> _COLLECTED DATA_
──────

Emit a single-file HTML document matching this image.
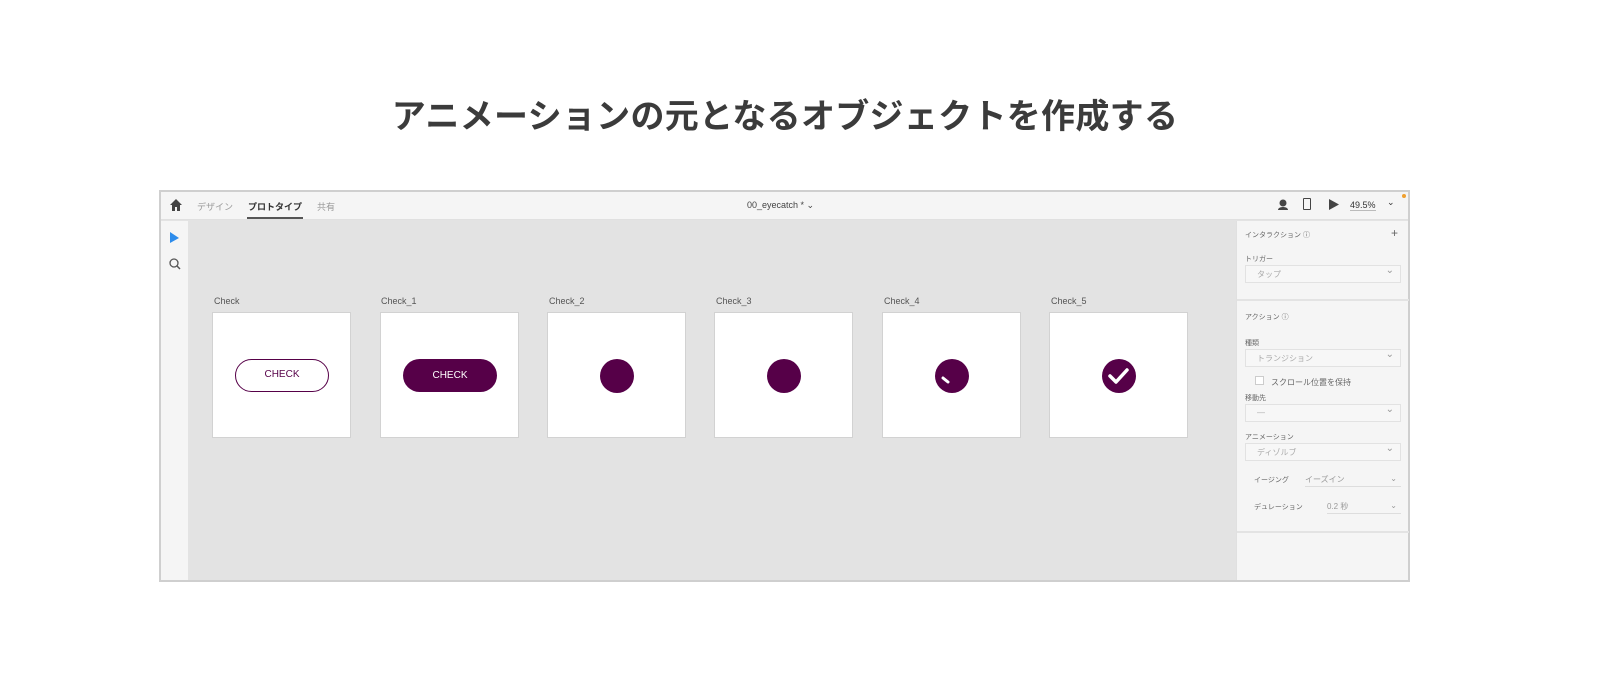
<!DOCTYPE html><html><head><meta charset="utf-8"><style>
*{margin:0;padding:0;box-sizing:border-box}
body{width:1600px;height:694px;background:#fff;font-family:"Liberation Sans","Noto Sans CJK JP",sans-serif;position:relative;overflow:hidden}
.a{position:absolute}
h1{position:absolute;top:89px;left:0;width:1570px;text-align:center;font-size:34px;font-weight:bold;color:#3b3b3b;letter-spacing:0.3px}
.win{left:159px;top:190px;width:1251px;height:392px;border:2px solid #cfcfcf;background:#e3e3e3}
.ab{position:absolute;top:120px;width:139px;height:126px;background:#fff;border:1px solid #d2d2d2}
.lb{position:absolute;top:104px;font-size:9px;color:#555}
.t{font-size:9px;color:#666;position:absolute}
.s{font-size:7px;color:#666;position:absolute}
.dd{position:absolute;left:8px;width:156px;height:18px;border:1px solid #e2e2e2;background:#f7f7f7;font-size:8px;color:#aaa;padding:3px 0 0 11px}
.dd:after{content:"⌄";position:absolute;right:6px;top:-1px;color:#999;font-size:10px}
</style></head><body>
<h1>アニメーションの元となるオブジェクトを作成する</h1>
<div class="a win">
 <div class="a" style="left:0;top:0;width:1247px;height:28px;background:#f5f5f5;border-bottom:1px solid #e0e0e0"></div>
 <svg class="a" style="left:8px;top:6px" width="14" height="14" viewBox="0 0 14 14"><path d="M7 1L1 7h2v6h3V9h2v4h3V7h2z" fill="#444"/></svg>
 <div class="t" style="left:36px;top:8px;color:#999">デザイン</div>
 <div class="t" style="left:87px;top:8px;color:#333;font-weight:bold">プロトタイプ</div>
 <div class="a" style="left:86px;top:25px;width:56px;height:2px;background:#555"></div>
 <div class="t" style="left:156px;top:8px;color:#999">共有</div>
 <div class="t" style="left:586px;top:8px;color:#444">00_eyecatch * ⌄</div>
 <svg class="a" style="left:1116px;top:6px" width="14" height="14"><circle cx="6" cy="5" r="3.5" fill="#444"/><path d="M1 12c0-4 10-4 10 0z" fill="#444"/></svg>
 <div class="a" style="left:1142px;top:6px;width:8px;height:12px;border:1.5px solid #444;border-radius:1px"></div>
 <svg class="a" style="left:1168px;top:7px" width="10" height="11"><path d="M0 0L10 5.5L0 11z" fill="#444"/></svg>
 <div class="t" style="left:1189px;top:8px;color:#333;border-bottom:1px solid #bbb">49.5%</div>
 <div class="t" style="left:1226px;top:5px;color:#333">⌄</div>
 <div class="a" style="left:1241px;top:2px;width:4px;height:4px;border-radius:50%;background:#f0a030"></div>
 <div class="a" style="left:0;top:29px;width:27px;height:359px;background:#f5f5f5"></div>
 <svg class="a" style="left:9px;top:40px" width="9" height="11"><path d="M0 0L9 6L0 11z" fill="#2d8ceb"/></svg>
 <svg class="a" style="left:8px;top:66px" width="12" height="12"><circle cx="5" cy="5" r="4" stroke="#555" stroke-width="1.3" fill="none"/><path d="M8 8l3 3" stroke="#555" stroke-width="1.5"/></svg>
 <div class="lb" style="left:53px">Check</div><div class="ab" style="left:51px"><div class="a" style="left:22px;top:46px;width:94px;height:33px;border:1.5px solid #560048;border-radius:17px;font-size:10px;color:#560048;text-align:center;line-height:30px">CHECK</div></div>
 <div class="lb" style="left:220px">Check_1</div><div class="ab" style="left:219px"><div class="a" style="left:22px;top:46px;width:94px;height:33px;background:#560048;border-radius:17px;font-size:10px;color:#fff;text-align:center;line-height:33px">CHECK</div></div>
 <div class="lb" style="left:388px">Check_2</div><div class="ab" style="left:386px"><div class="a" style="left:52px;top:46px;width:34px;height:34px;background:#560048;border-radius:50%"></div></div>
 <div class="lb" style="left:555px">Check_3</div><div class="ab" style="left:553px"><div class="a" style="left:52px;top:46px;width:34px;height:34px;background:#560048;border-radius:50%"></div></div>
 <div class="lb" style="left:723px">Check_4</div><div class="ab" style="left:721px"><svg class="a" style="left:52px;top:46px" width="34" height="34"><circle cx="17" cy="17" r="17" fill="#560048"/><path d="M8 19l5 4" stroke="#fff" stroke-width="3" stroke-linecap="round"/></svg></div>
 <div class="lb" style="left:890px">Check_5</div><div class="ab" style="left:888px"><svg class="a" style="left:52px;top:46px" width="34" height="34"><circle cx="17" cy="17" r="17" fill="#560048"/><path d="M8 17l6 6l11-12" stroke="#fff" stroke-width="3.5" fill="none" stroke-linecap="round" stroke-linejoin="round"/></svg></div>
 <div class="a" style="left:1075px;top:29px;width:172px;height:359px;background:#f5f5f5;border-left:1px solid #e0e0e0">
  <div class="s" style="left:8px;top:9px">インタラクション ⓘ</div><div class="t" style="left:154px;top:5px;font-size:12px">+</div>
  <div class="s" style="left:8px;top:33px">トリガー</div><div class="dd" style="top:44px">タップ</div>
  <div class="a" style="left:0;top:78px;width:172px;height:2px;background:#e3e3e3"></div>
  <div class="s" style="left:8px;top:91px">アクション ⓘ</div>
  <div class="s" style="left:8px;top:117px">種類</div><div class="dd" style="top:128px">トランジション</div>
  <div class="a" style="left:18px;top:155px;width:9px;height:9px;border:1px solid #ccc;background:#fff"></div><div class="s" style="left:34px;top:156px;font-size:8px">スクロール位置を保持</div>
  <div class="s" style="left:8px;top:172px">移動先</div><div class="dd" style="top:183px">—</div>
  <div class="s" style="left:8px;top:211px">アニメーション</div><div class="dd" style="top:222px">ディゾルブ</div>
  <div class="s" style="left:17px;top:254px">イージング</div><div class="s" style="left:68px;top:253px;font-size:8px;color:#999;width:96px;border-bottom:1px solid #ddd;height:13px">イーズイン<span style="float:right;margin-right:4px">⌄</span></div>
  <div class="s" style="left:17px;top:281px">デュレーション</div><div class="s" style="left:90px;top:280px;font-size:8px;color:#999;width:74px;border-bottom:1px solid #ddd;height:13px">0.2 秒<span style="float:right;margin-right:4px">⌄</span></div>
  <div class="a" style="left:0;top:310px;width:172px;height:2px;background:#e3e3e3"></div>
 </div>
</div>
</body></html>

──────

> _WRITTEN TASK_
Except for the pictures, copy the material above exactly.

> _COMPLETE RESPONSE_
Emit a single-file HTML document matching this image.
<!DOCTYPE html><html><head><meta charset="utf-8"><style>
*{margin:0;padding:0;box-sizing:border-box}
body{width:1600px;height:694px;background:#fff;font-family:"Liberation Sans","Noto Sans CJK JP",sans-serif;position:relative;overflow:hidden}
.a{position:absolute}
h1{position:absolute;top:89px;left:0;width:1570px;text-align:center;font-size:34px;font-weight:bold;color:#3b3b3b;letter-spacing:0.3px}
.win{left:159px;top:190px;width:1251px;height:392px;border:2px solid #cfcfcf;background:#e3e3e3}
.ab{position:absolute;top:120px;width:139px;height:126px;background:#fff;border:1px solid #d2d2d2}
.lb{position:absolute;top:104px;font-size:9px;color:#555}
.t{font-size:9px;color:#666;position:absolute}
.s{font-size:7px;color:#666;position:absolute}
.dd{position:absolute;left:8px;width:156px;height:18px;border:1px solid #e2e2e2;background:#f7f7f7;font-size:8px;color:#aaa;padding:3px 0 0 11px}
.dd:after{content:"⌄";position:absolute;right:6px;top:-1px;color:#999;font-size:10px}
</style></head><body>
<h1>アニメーションの元となるオブジェクトを作成する</h1>
<div class="a win">
 <div class="a" style="left:0;top:0;width:1247px;height:28px;background:#f5f5f5;border-bottom:1px solid #e0e0e0"></div>
 <svg class="a" style="left:8px;top:6px" width="14" height="14" viewBox="0 0 14 14"><path d="M7 1L1 7h2v6h3V9h2v4h3V7h2z" fill="#444"/></svg>
 <div class="t" style="left:36px;top:8px;color:#999">デザイン</div>
 <div class="t" style="left:87px;top:8px;color:#333;font-weight:bold">プロトタイプ</div>
 <div class="a" style="left:86px;top:25px;width:56px;height:2px;background:#555"></div>
 <div class="t" style="left:156px;top:8px;color:#999">共有</div>
 <div class="t" style="left:586px;top:8px;color:#444">00_eyecatch * ⌄</div>
 <svg class="a" style="left:1116px;top:6px" width="14" height="14"><circle cx="6" cy="5" r="3.5" fill="#444"/><path d="M1 12c0-4 10-4 10 0z" fill="#444"/></svg>
 <div class="a" style="left:1142px;top:6px;width:8px;height:12px;border:1.5px solid #444;border-radius:1px"></div>
 <svg class="a" style="left:1168px;top:7px" width="10" height="11"><path d="M0 0L10 5.5L0 11z" fill="#444"/></svg>
 <div class="t" style="left:1189px;top:8px;color:#333;border-bottom:1px solid #bbb">49.5%</div>
 <div class="t" style="left:1226px;top:5px;color:#333">⌄</div>
 <div class="a" style="left:1241px;top:2px;width:4px;height:4px;border-radius:50%;background:#f0a030"></div>
 <div class="a" style="left:0;top:29px;width:27px;height:359px;background:#f5f5f5"></div>
 <svg class="a" style="left:9px;top:40px" width="9" height="11"><path d="M0 0L9 6L0 11z" fill="#2d8ceb"/></svg>
 <svg class="a" style="left:8px;top:66px" width="12" height="12"><circle cx="5" cy="5" r="4" stroke="#555" stroke-width="1.3" fill="none"/><path d="M8 8l3 3" stroke="#555" stroke-width="1.5"/></svg>
 <div class="lb" style="left:53px">Check</div><div class="ab" style="left:51px"><div class="a" style="left:22px;top:46px;width:94px;height:33px;border:1.5px solid #560048;border-radius:17px;font-size:10px;color:#560048;text-align:center;line-height:30px">CHECK</div></div>
 <div class="lb" style="left:220px">Check_1</div><div class="ab" style="left:219px"><div class="a" style="left:22px;top:46px;width:94px;height:33px;background:#560048;border-radius:17px;font-size:10px;color:#fff;text-align:center;line-height:33px">CHECK</div></div>
 <div class="lb" style="left:388px">Check_2</div><div class="ab" style="left:386px"><div class="a" style="left:52px;top:46px;width:34px;height:34px;background:#560048;border-radius:50%"></div></div>
 <div class="lb" style="left:555px">Check_3</div><div class="ab" style="left:553px"><div class="a" style="left:52px;top:46px;width:34px;height:34px;background:#560048;border-radius:50%"></div></div>
 <div class="lb" style="left:723px">Check_4</div><div class="ab" style="left:721px"><svg class="a" style="left:52px;top:46px" width="34" height="34"><circle cx="17" cy="17" r="17" fill="#560048"/><path d="M8 19l5 4" stroke="#fff" stroke-width="3" stroke-linecap="round"/></svg></div>
 <div class="lb" style="left:890px">Check_5</div><div class="ab" style="left:888px"><svg class="a" style="left:52px;top:46px" width="34" height="34"><circle cx="17" cy="17" r="17" fill="#560048"/><path d="M8 17l6 6l11-12" stroke="#fff" stroke-width="3.5" fill="none" stroke-linecap="round" stroke-linejoin="round"/></svg></div>
 <div class="a" style="left:1075px;top:29px;width:172px;height:359px;background:#f5f5f5;border-left:1px solid #e0e0e0">
  <div class="s" style="left:8px;top:9px">インタラクション ⓘ</div><div class="t" style="left:154px;top:5px;font-size:12px">+</div>
  <div class="s" style="left:8px;top:33px">トリガー</div><div class="dd" style="top:44px">タップ</div>
  <div class="a" style="left:0;top:78px;width:172px;height:2px;background:#e3e3e3"></div>
  <div class="s" style="left:8px;top:91px">アクション ⓘ</div>
  <div class="s" style="left:8px;top:117px">種類</div><div class="dd" style="top:128px">トランジション</div>
  <div class="a" style="left:18px;top:155px;width:9px;height:9px;border:1px solid #ccc;background:#fff"></div><div class="s" style="left:34px;top:156px;font-size:8px">スクロール位置を保持</div>
  <div class="s" style="left:8px;top:172px">移動先</div><div class="dd" style="top:183px">—</div>
  <div class="s" style="left:8px;top:211px">アニメーション</div><div class="dd" style="top:222px">ディゾルブ</div>
  <div class="s" style="left:17px;top:254px">イージング</div><div class="s" style="left:68px;top:253px;font-size:8px;color:#999;width:96px;border-bottom:1px solid #ddd;height:13px">イーズイン<span style="float:right;margin-right:4px">⌄</span></div>
  <div class="s" style="left:17px;top:281px">デュレーション</div><div class="s" style="left:90px;top:280px;font-size:8px;color:#999;width:74px;border-bottom:1px solid #ddd;height:13px">0.2 秒<span style="float:right;margin-right:4px">⌄</span></div>
  <div class="a" style="left:0;top:310px;width:172px;height:2px;background:#e3e3e3"></div>
 </div>
</div>
</body></html>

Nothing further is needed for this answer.